Job
State how many lines contain the string "styles", and write nothing else.
+++
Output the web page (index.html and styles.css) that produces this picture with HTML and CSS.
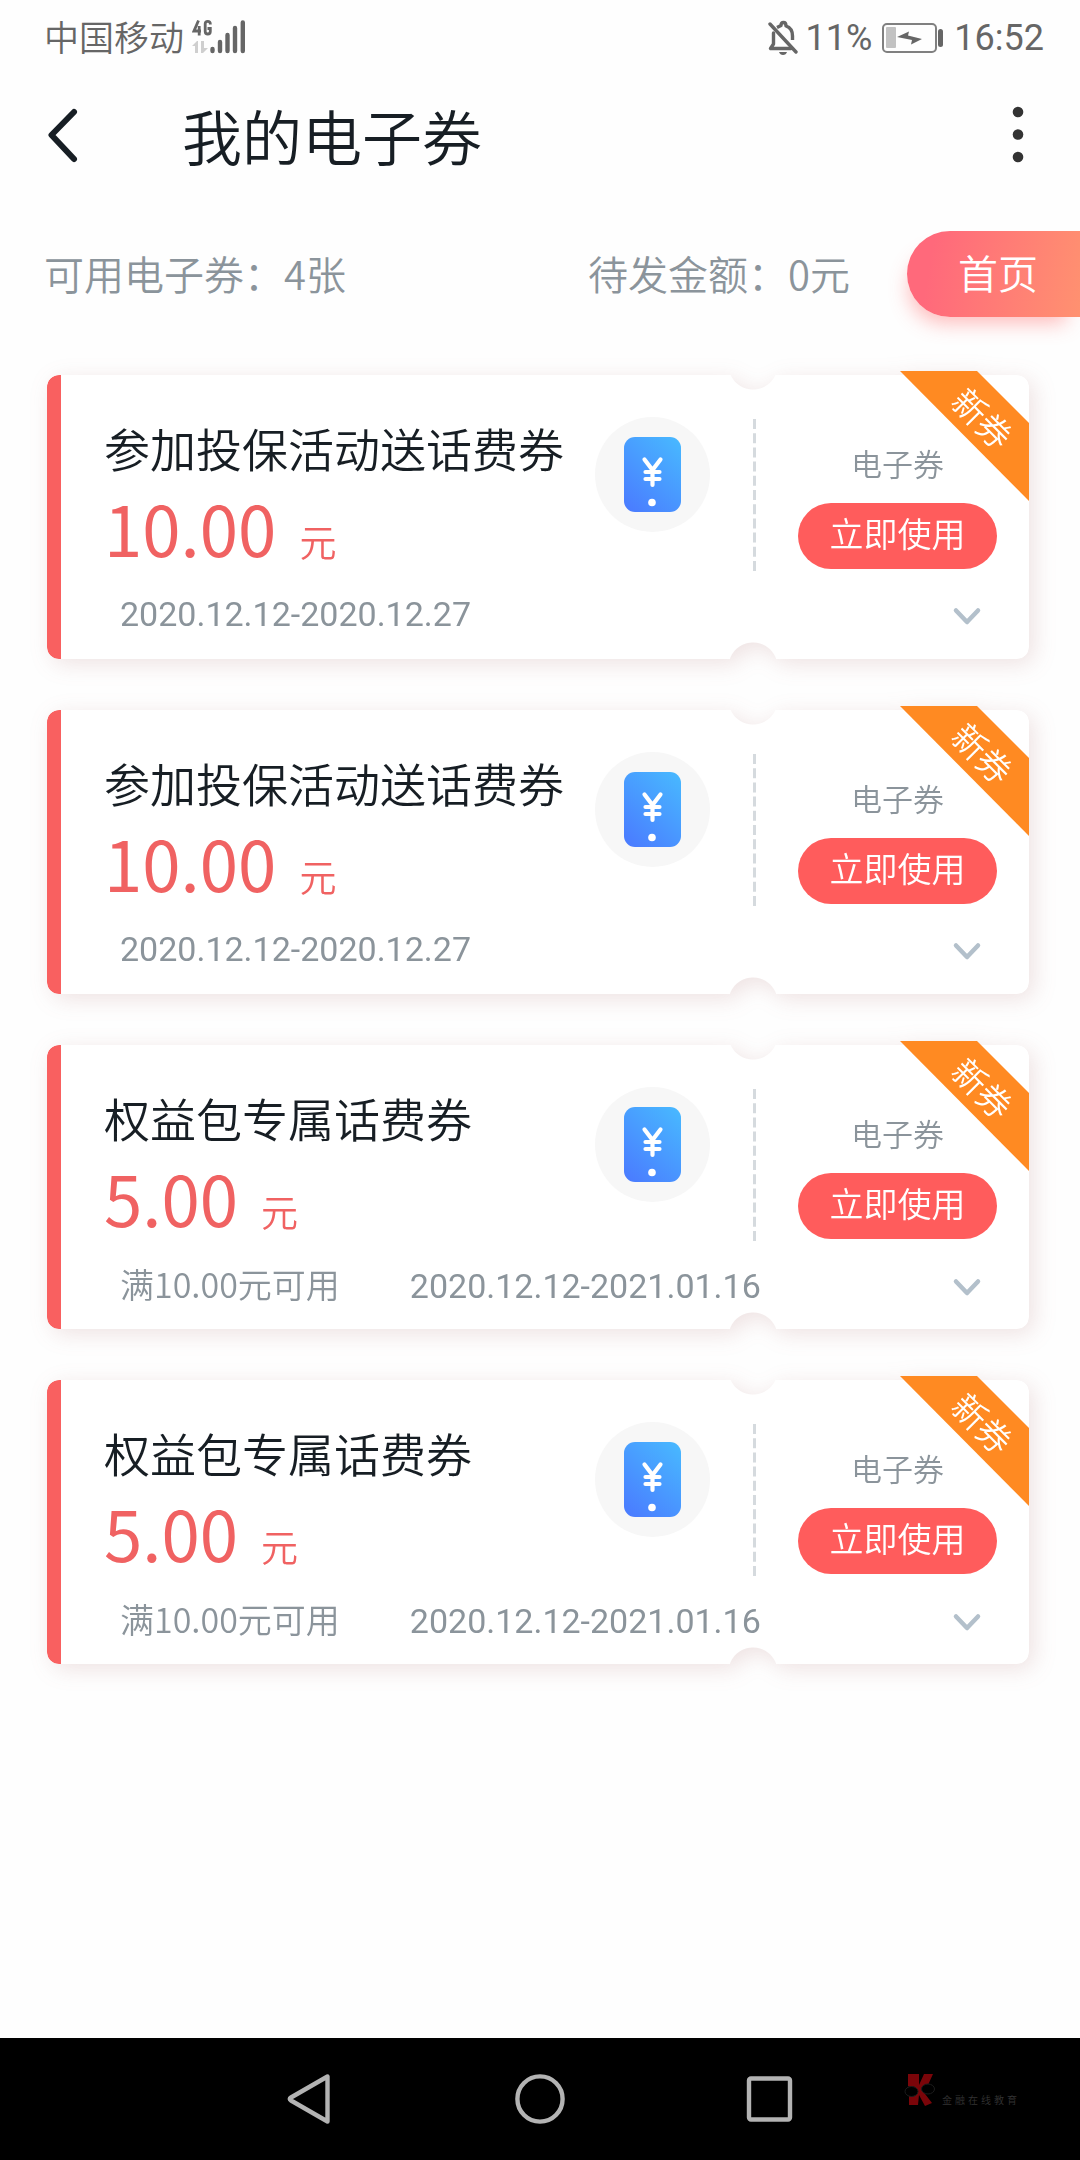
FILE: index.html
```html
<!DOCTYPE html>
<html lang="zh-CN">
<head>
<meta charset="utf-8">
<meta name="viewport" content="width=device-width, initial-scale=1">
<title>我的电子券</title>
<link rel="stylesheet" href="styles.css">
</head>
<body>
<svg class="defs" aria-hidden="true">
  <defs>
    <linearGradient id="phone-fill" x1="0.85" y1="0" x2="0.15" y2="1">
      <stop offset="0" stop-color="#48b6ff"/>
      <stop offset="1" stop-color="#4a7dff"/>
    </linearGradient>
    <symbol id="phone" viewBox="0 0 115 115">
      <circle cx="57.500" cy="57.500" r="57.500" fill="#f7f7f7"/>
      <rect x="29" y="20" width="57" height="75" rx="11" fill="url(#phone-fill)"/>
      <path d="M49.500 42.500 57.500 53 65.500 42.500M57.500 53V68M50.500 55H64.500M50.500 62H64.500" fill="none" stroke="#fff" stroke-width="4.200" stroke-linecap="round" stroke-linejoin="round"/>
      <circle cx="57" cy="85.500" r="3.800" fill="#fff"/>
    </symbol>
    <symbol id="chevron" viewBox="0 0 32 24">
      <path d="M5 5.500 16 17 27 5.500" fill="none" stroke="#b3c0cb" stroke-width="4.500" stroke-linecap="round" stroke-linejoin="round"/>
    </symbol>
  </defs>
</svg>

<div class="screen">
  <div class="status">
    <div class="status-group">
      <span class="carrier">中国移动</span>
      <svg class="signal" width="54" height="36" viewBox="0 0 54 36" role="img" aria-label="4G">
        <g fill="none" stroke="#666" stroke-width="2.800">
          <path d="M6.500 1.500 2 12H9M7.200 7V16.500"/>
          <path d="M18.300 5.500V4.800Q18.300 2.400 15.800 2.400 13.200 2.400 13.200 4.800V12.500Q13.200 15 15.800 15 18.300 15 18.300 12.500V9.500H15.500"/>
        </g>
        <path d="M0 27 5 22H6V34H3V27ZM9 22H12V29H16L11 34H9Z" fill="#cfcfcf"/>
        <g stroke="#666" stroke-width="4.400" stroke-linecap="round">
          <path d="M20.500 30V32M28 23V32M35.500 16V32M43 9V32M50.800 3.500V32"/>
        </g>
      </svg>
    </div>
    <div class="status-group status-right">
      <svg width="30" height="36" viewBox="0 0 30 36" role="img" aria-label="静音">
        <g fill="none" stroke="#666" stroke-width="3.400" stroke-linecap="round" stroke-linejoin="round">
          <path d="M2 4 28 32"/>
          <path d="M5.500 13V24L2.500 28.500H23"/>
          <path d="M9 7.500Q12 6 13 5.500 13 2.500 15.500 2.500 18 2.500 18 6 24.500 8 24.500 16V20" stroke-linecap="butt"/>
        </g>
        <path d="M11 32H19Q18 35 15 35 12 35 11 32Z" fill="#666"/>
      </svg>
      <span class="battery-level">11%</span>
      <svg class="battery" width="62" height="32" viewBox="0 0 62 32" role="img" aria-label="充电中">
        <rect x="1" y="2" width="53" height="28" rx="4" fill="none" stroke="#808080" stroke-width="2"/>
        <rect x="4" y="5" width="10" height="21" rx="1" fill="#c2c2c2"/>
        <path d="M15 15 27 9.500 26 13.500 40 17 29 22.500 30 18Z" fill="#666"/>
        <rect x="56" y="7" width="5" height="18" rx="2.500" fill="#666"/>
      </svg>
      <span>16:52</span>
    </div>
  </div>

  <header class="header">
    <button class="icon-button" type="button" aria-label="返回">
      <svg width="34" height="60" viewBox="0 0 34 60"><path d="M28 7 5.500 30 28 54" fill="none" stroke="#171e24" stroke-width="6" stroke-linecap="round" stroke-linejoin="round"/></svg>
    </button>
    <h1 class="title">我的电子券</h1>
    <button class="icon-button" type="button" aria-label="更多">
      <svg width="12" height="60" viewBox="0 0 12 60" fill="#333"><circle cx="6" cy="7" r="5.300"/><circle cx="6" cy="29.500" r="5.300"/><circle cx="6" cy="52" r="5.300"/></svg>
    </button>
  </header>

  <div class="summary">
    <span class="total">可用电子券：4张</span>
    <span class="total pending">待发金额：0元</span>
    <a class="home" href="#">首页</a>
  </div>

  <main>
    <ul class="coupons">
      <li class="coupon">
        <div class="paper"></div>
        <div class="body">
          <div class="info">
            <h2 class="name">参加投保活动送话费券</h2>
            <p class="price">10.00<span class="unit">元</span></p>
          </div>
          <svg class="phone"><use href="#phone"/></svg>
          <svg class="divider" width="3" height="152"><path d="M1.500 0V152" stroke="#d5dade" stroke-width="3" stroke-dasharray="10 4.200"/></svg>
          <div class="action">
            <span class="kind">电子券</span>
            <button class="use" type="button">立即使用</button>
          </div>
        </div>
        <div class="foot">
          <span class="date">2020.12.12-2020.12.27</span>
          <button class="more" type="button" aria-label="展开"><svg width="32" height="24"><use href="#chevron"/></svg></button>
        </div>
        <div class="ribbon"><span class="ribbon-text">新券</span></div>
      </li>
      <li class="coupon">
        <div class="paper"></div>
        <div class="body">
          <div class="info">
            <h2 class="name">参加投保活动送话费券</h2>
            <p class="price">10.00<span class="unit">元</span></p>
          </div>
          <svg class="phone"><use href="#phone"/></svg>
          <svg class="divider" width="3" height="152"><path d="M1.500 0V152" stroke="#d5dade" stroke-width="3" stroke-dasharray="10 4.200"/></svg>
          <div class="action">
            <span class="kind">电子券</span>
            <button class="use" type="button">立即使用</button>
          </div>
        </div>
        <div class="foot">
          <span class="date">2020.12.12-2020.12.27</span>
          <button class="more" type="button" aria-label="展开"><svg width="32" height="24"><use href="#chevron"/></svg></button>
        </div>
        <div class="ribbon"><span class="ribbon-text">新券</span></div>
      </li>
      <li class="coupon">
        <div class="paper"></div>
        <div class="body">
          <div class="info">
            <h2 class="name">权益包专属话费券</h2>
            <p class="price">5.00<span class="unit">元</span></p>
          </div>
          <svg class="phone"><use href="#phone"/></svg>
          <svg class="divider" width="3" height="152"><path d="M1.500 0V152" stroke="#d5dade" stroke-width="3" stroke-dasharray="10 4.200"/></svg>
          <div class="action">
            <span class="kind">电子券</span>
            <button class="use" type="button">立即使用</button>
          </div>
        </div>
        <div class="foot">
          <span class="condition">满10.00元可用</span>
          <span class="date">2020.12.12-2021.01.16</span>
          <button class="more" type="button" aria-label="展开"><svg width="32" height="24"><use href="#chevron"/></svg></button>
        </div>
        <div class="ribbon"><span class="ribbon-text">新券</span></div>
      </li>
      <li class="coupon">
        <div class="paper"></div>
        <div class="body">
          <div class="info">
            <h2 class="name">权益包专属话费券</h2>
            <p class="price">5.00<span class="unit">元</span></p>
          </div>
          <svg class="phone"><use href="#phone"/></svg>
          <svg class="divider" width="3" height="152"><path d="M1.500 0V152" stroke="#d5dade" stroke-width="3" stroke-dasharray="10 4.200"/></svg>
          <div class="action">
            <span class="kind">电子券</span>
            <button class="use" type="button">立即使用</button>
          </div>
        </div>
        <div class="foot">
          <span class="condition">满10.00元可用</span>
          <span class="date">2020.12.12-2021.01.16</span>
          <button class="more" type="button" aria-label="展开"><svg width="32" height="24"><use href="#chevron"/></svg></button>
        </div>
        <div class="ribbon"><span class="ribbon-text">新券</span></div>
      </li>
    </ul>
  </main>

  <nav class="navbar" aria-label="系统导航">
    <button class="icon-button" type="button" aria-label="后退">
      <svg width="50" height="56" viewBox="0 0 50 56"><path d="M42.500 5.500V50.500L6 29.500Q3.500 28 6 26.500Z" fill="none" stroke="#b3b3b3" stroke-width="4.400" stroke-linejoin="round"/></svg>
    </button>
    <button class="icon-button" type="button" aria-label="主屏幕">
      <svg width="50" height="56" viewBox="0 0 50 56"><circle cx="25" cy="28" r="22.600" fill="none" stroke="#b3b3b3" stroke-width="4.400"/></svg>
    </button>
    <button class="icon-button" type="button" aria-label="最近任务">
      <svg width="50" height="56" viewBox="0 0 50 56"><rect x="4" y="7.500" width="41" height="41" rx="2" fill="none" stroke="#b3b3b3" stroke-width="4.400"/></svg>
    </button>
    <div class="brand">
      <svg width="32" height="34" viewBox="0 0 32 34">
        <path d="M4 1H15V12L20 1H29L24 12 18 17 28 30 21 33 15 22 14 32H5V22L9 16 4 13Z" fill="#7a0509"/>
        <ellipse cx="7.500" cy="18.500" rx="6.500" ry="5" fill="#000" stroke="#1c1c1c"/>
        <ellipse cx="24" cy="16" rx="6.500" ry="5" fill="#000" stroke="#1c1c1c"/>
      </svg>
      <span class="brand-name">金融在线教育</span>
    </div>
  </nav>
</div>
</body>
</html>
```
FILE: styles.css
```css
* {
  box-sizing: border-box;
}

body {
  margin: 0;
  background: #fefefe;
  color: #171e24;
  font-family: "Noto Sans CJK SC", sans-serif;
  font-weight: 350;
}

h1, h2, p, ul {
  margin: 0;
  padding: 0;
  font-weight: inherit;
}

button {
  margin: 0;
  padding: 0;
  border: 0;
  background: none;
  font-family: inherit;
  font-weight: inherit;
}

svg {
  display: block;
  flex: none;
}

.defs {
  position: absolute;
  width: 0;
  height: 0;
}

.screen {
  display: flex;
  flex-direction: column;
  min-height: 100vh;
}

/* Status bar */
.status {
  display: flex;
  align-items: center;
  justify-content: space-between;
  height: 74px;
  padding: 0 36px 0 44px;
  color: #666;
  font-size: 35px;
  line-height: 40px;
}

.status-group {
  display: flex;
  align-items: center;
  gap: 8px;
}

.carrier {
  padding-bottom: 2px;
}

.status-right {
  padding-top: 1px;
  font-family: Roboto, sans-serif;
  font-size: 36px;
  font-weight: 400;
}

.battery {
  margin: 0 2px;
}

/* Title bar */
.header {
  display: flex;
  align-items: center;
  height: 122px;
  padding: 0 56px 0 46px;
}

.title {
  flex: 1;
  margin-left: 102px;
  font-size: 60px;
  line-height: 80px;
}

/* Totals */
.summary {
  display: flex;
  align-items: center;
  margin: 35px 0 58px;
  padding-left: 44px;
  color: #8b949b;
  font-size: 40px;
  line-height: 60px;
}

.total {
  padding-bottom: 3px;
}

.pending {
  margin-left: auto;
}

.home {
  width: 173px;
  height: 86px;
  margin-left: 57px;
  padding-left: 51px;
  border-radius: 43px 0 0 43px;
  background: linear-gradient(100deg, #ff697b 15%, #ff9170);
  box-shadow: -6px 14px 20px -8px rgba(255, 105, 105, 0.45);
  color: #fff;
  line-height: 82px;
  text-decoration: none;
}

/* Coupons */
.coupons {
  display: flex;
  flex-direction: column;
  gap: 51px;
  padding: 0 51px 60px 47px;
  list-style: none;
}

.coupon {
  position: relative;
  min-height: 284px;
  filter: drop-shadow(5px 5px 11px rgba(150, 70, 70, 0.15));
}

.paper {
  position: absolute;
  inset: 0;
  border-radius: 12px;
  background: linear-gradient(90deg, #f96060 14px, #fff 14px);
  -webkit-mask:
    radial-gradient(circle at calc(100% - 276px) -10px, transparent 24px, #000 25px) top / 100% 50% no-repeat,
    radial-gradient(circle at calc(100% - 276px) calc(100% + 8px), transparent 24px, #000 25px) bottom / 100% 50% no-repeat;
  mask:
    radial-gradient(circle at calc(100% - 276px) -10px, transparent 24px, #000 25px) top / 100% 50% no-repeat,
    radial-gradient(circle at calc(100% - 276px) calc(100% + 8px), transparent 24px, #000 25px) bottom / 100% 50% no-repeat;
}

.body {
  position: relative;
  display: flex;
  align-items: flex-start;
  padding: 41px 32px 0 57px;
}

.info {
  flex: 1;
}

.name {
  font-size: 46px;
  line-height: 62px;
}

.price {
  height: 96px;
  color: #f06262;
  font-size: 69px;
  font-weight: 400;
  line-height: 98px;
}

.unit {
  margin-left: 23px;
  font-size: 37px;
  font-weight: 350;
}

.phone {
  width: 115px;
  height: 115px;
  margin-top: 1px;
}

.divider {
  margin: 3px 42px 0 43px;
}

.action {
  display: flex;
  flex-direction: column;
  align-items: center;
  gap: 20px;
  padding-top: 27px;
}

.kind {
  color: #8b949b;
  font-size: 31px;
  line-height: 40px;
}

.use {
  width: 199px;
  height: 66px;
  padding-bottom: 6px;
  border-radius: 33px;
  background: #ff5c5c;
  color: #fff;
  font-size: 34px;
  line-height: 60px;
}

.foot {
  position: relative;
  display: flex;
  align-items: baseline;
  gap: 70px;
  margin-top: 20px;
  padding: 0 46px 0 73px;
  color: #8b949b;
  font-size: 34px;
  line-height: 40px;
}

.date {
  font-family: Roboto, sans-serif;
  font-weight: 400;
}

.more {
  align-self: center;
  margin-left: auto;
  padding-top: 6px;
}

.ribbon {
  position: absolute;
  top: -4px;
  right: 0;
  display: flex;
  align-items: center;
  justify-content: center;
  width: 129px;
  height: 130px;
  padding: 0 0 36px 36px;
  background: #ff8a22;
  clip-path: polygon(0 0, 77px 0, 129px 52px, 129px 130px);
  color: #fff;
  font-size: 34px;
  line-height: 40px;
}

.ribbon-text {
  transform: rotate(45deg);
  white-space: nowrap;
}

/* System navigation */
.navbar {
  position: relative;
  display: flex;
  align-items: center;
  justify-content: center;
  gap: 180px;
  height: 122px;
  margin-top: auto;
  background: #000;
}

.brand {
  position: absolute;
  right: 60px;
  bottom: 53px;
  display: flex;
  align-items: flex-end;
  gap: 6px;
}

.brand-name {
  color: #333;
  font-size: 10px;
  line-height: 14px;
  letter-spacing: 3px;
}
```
+++
The completed task
3